Auch hier hätte das Unternehmen die Möglichkeit wirklich nachhaltig aktiv zu werden. Doch solange das Unternehmen davon lebt, dass möglichst viele Menschen möglichst oft und möglichst viel Geld in den Läden lassen, ist der Weg zur wirklichen Nachhaltigkeit in weiter Ferne. Es würde nämlich bedeuten weniger und bewusster zu konsumieren. Aber das entscheidet ja nicht H&M, sondern der Konsument …

Durch die omnipräsente Plakatwerbung in europäischen Innenstädten trägt das Unternehmen aber nicht unwesentlich dazu bei, dass unsere Konsumgesellschaft so funktioniert, wie sie funktioniert. Welche Werte und Schönheitsideale der Konzern mit abgemagerten und am Computer nachbearbeiteten Modells damit zusätzlich verbreitet soll hier gar nicht erst weiter ausgeführt werden. Aber der Konzern lebt von seinen Kunden, die bei jeder neu-angepriesenen Kollektion wieder ein neues Schnäppchen schlagen wollen.

H&M hat erkannt, dass es als Unternehmen in dieser Größe eine Verantwortung hat. Nun wird es aber auch Zeit diese Verantwortung nicht nur als PR-Image-Kampagne auf Plakate und Flyer zu drucken, sondern diese ernst zu nehmen und glaubwürdige Taten sprechen zu lassen.

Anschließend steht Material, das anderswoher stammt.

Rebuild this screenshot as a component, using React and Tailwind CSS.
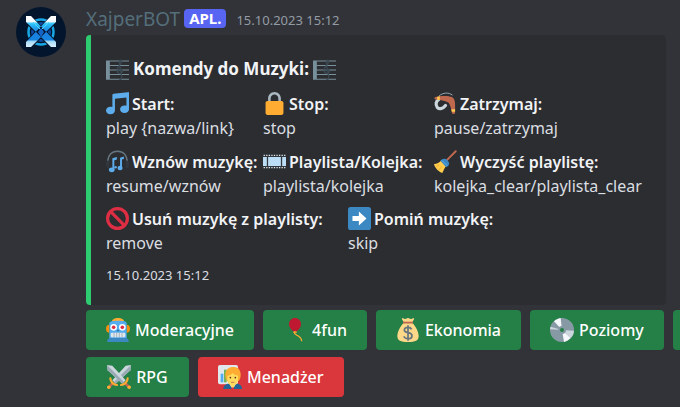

Bis dahin sollten wir Konsumenten uns öfters überlegen, ob wir wirklich noch ein weiteres T-Shirt brauchen. Denn das bei solches Preisen etwas schief läuft, ist den meisten ja mittlerweile doch bewusst. Konsum-psychologisch kann es aber in der gefährlichen Shoppingcenter-Atmosphäre immer zu Aussetzern kommen. Aber das ist vielleicht auch eine Sache des Trainings.